Der Einfluss deutscher Kultur auf das Schaffen des "russischsten aller Komponisten" wird oft unterschätzt. Die drei Jahre von 1906 bis 1909, die er mit seiner Familie in Dresden verbrachte, waren mehr als nur ein Intermezzo. In dem still gelegenen Haus in der Sidonienstraße suchte er vor allem Ruhe und Erholung – von den Revolutionswirren zu Hause in Russland und von den Strapazen der unzähligen Tourneen, die ihn als populären Klaviervirtuosen durch die ganze Welt führten.


In Künstlerkreisen der Elbmetropole schloss Rachmaninow zahlreiche Freundschaften – unter anderem mit dem impressionistischen Maler Robert Sterl, der ihn im April 1909 portraitierte.

Von "Salome" zur "Toteninsel"

Ein Schlüsselerlebnis war für Rachmaninow der Besuch in der Semperoper, wo er mit "Salome" zum ersten Mal ein Werk seines Zeitgenossen Richard Strauss erlebte. Unter dem Eindruck nahm Rachmaninow eine Oper in Angriff. "Monna Vanna" blieb jedoch unvollendet.

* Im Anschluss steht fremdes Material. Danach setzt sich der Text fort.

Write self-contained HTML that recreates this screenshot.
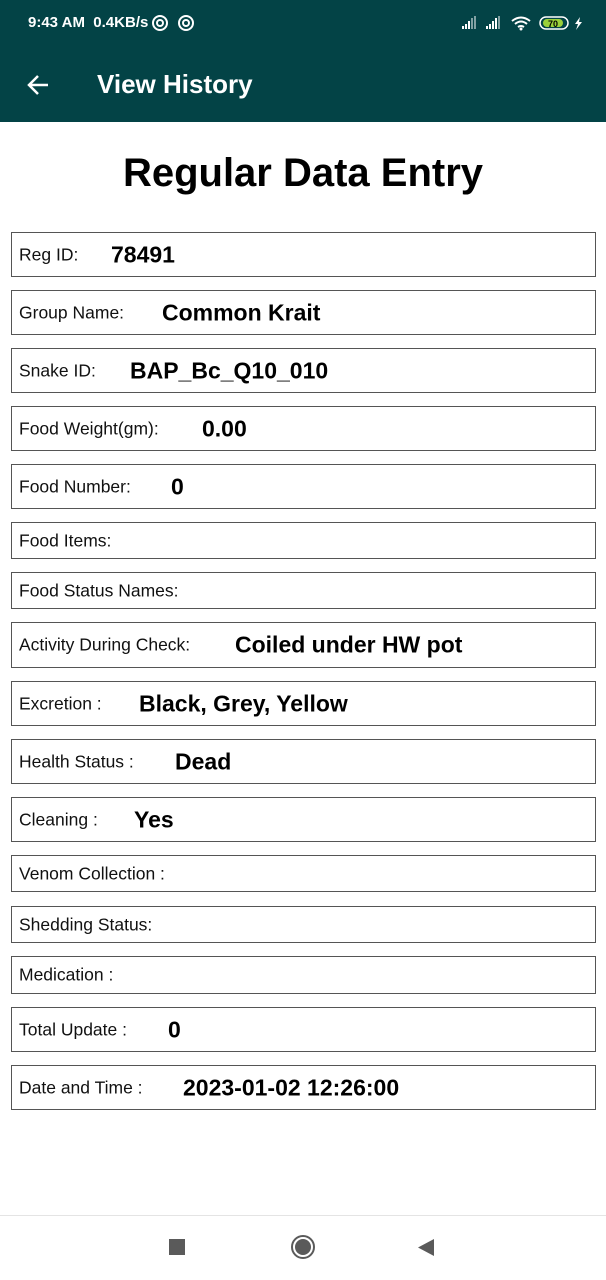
<!DOCTYPE html>
<html><head><meta charset="utf-8"><style>
*{margin:0;padding:0;box-sizing:border-box}
body{width:606px;height:1280px;background:#fff;font-family:"Liberation Sans",sans-serif;position:relative;overflow:hidden}
.hdr{position:absolute;left:0;top:0;width:606px;height:122px;background:#034346;color:#fff}
.row{position:absolute;left:11px;width:585px;border:1px solid #555;}
.row span{position:absolute;top:50%;transform:translateY(-50%);white-space:nowrap}
.l{left:7px;font-size:17.5px;color:#111}
.v{font-size:23px;font-weight:bold;color:#000}
</style></head><body>
<div class="hdr">
<div style="position:absolute;left:28px;top:14px;font-size:15px;font-weight:bold">9:43 AM&nbsp; 0.4KB/s</div>
<svg style="position:absolute;left:152px;top:14px" width="44" height="18"><circle cx="8" cy="9" r="7" fill="none" stroke="#fff" stroke-width="2"/><circle cx="8" cy="9" r="3" fill="none" stroke="#fff" stroke-width="2"/><circle cx="34" cy="9" r="7" fill="none" stroke="#fff" stroke-width="2"/><circle cx="34" cy="9" r="3" fill="none" stroke="#fff" stroke-width="2"/></svg>
<svg style="position:absolute;left:460px;top:14px" width="126" height="18">
<g fill="#fff"><rect x="2" y="12" width="2" height="3"/><rect x="5" y="10" width="2" height="5"/><rect x="8" y="7" width="2" height="8"/><rect x="11" y="4" width="2" height="11" opacity=".5"/><rect x="14" y="2" width="2" height="13" opacity=".5"/>
<rect x="26" y="12" width="2" height="3"/><rect x="29" y="10" width="2" height="5"/><rect x="32" y="7" width="2" height="8"/><rect x="35" y="4" width="2" height="11"/><rect x="38" y="2" width="2" height="13" opacity=".5"/></g>
<path d="M52 7 Q61 0 70 7 M55 10 Q61 5 67 10 M58 13 Q61 11 64 13" stroke="#fff" stroke-width="2" fill="none"/><circle cx="61" cy="15" r="1.5" fill="#fff"/>
<rect x="80" y="3" width="28" height="12" rx="6" fill="none" stroke="#fff" stroke-width="1.5"/><rect x="83" y="5" width="20" height="8" rx="4" fill="#9bd13a"/><text x="88" y="13" font-size="9" font-weight="bold" fill="#000" font-family="Liberation Sans">70</text>
<path d="M120 3 L115 10 H118 L116 16 L122 8 H119 Z" fill="#fff"/></svg>
<svg style="position:absolute;left:26px;top:73px" width="24" height="24"><path d="M22 12H4M12 3L3 12L12 21" stroke="#fff" stroke-width="2.5" fill="none"/></svg>
<div style="position:absolute;left:97px;top:69px;font-size:26px;font-weight:bold">View History</div>
</div>
<div style="position:absolute;left:0;width:606px;top:151px;text-align:center;font-size:40px;font-weight:bold">Regular Data Entry</div>

<div class="row" style="top:232px;height:45px"><span class="l">Reg ID:</span><span class="v" style="left:99px">78491</span></div>
<div class="row" style="top:290px;height:45px"><span class="l">Group Name:</span><span class="v" style="left:150px">Common Krait</span></div>
<div class="row" style="top:348px;height:45px"><span class="l">Snake ID:</span><span class="v" style="left:118px">BAP_Bc_Q10_010</span></div>
<div class="row" style="top:406px;height:45px"><span class="l">Food Weight(gm):</span><span class="v" style="left:190px">0.00</span></div>
<div class="row" style="top:464px;height:45px"><span class="l">Food Number:</span><span class="v" style="left:159px">0</span></div>
<div class="row" style="top:522px;height:37px"><span class="l">Food Items:</span></div>
<div class="row" style="top:572px;height:37px"><span class="l">Food Status Names:</span></div>
<div class="row" style="top:622px;height:46px"><span class="l">Activity During Check:</span><span class="v" style="left:223px">Coiled under HW pot</span></div>
<div class="row" style="top:681px;height:45px"><span class="l">Excretion :</span><span class="v" style="left:127px">Black, Grey, Yellow</span></div>
<div class="row" style="top:739px;height:45px"><span class="l">Health Status :</span><span class="v" style="left:163px">Dead</span></div>
<div class="row" style="top:797px;height:45px"><span class="l">Cleaning :</span><span class="v" style="left:122px">Yes</span></div>
<div class="row" style="top:855px;height:37px"><span class="l">Venom Collection :</span></div>
<div class="row" style="top:906px;height:37px"><span class="l">Shedding Status:</span></div>
<div class="row" style="top:956px;height:38px"><span class="l">Medication :</span></div>
<div class="row" style="top:1007px;height:45px"><span class="l">Total Update :</span><span class="v" style="left:156px">0</span></div>
<div class="row" style="top:1065px;height:45px"><span class="l">Date and Time :</span><span class="v" style="left:171px">2023-01-02 12:26:00</span></div>

<div style="position:absolute;left:0;top:1215px;width:606px;height:1px;background:#e4e4e4"></div>
<div style="position:absolute;left:169px;top:1239px;width:16px;height:16px;background:#5a5a5a"></div>
<svg style="position:absolute;left:289px;top:1234px" width="28" height="28"><circle cx="14" cy="13" r="11" fill="none" stroke="#5a5a5a" stroke-width="2"/><circle cx="14" cy="13" r="8" fill="#5a5a5a"/></svg>
<svg style="position:absolute;left:416px;top:1238px" width="20" height="20"><path d="M18 1V18L2 9.5Z" fill="#5a5a5a"/></svg>
</body></html>
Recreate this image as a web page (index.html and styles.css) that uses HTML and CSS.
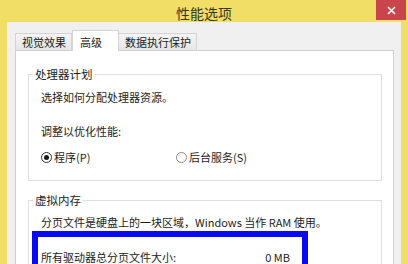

"Salome" in der Dresdener Semperoper, 1905Bild: picture-alliance/akg-images
Sir Simon - ein großer FanBild: picture-alliance/dpa

Dafür entstanden in Dresden drei seiner Schlüsselwerke: die Zweite Symphonie, die Rachmaninow als Komponisten weltberühmt machte, die Klaviersonate Nr. 1 und die symphonische Dichtung "Die Toteninsel", inspiriert vom gleichnamigen Bild von Arnold Böcklin.

Von wegen "Musik für den Unterleib"

Eine allzu große Rachmaninow-Liebe galt eine Zeitlang als suspekt: Die Musikkritiker schrieben von "sentimentaler Banalität", "gefühlvoller Jauche" und sogar von "Musik für den Unterleib". Das ist nicht nur der grundsätzlichen antiromantischen Gesinnung der Nachkriegsjahre zu verdanken. Der ebenfalls in Russland geborene, Amerikaner gewordene Komponist Igor Strawinsky polemisierte gegen die russische Spätromantik und stempelte Rachmaninows Werk als "grandiose Filmmusik" ab. Apropos Film: "Das verflixte siebte Jahr" vom Regisseur Billy Wilder, in dem Marilyn Monroe zu den Tönen von Rachmaninows 2. Klavierkonzert verführt wird, hat das Image des russischen Komponisten nachhaltig geprägt.

In den letzten anderthalb Jahrzehnten vollzog sich allerdings ein Wandel. "Die Beziehung der Deutschen zu Rachmaninow hat sich grundlegend geändert", stellte Andreas Wehrmeyer in einem DW-Interview fest. Der Regensburger Musikwissenschaftler und Autor einer Rachmaninow-Biografie ergänzte: "Früher bekam man Rachmaninows Musik in Deutschland nur selten zu hören. Inzwischen ist sie Teil des Stammrepertoires."

Dies ist, so Wehrmeyer, vor allem einer Vielzahl russischer Musiker in Deutschland zu verdanken, die Rachmaninows Musik lieben und auf hohem Niveau spielen. Nicht zu unterschätzen ist aber auch die "Wiederentdeckung" Rachmaninows durch Sir Simon Rattle und die Berliner Philharmoniker, die neulich "Die Glocken", Rachmaninows Hauptwerk, bar jeder Süffigkeit grandios interpretierten.

"Rachmaninows Aktualität besteht darin, dass er sich den üblichen Zumutungen des Aktuellen entzieht", meint Andreas Wehrmeyer.